With the recent challenges to Roe v Wade and the implementation of so-called “heartbeat bills” in states such as Texas, the historical role of race, abortion, and politics deserves more scrutiny.
Bad Faith is a very short read, clocking in at just 128 pages. You can read it in one or two sittings, but you’ll be pondering its content for a long time after.
Here’s what I wrote about Bad Faith in my endorsement of Randall Balmer’s book.
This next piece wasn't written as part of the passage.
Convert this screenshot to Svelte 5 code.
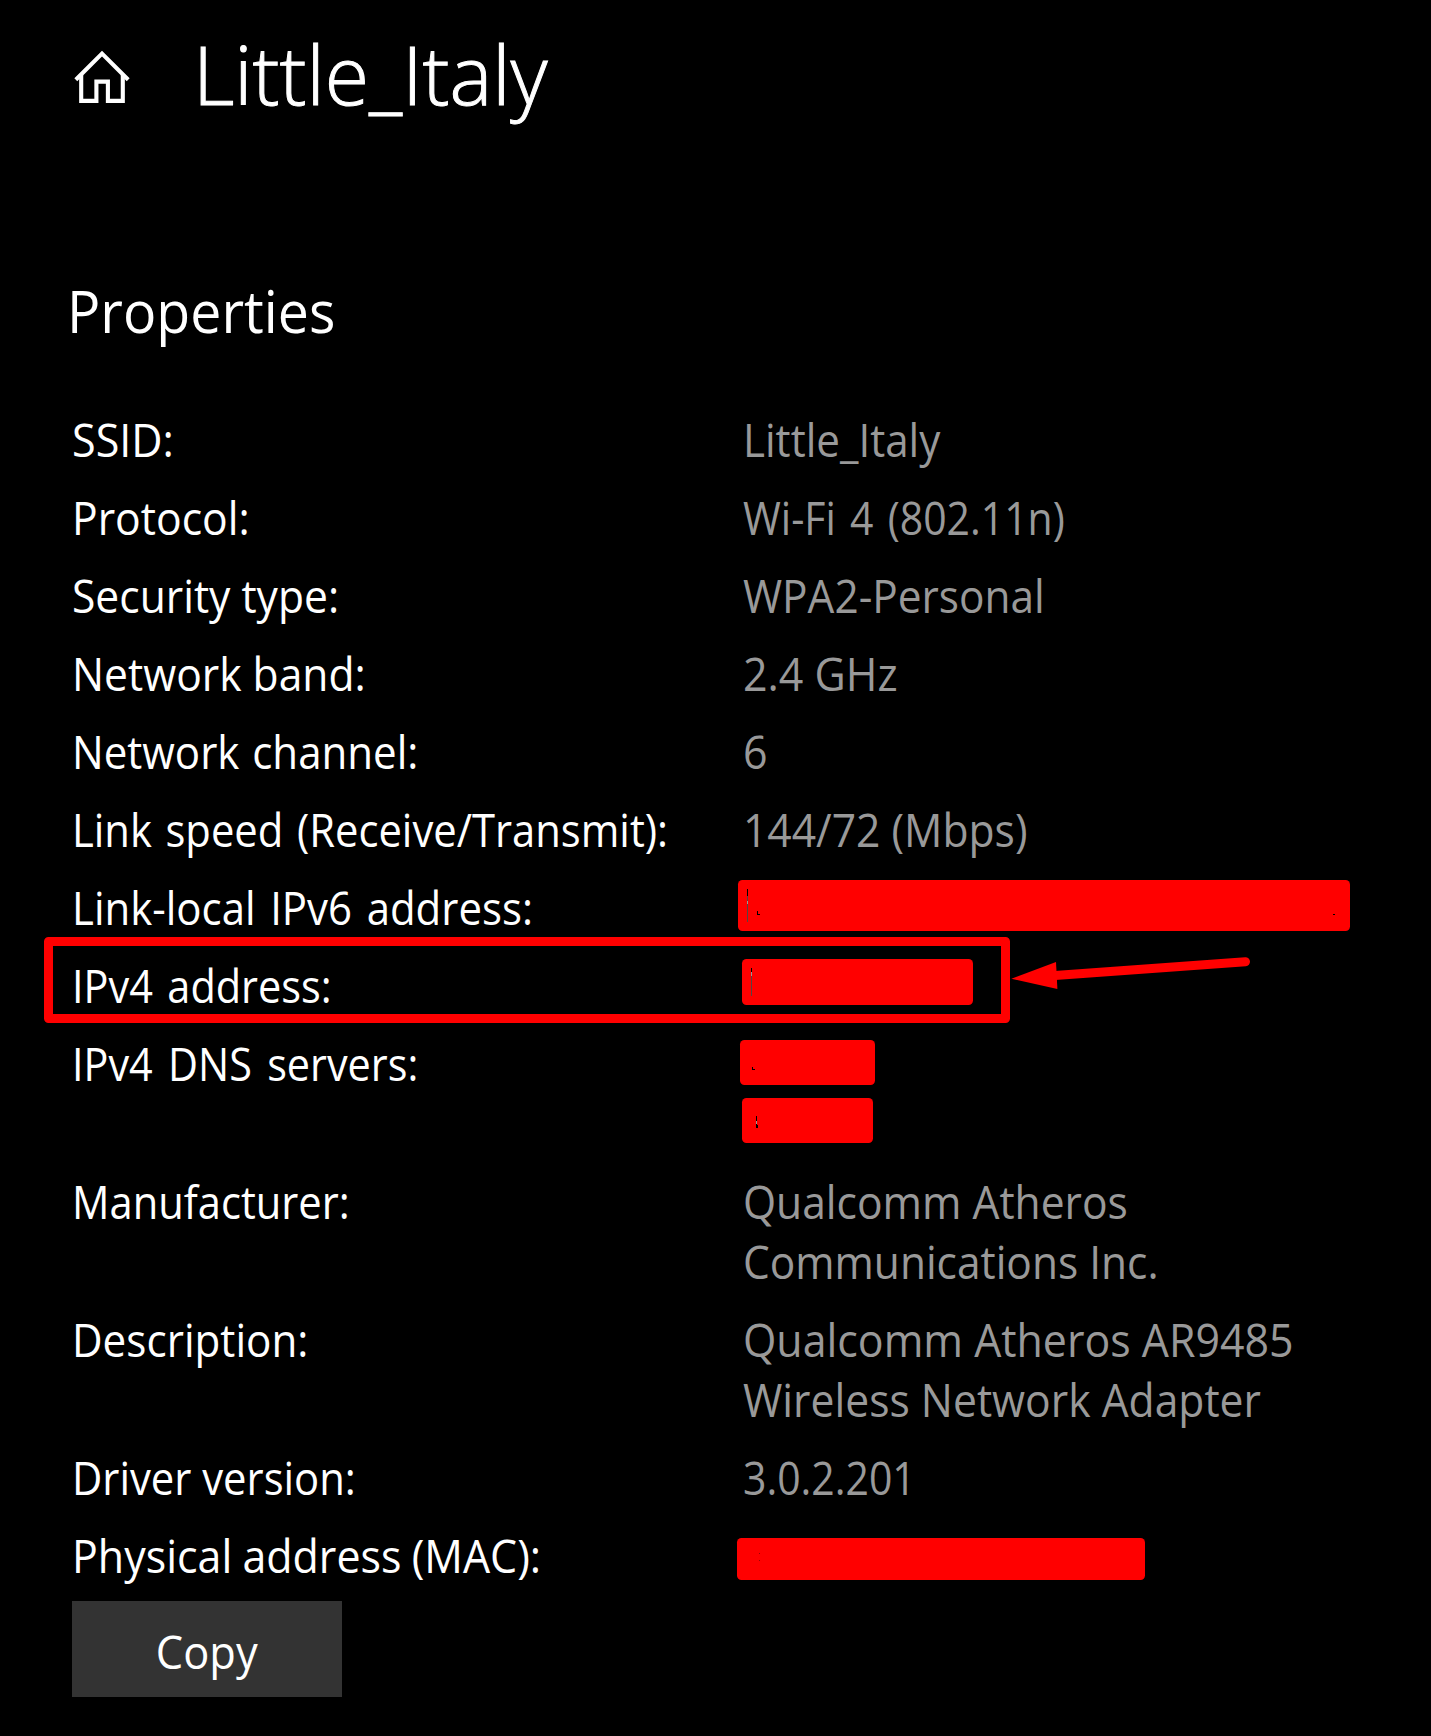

“Bad Faith is a fantastic primer on one of the most potent and controversial political forces of the past half century—the Religious Right. Bad Faith upends the tidy narrative that protesting abortion was the issue that rallied evangelicals in the political realm. Randall Balmer’s historical research helps restore the true and infuriating story, that racism, once again, played a central role in shaping the political and religious landscape of the nation. Before you read another headline or write another social media post about religion, race, or politics, read this book.”
Buy Bad Faith.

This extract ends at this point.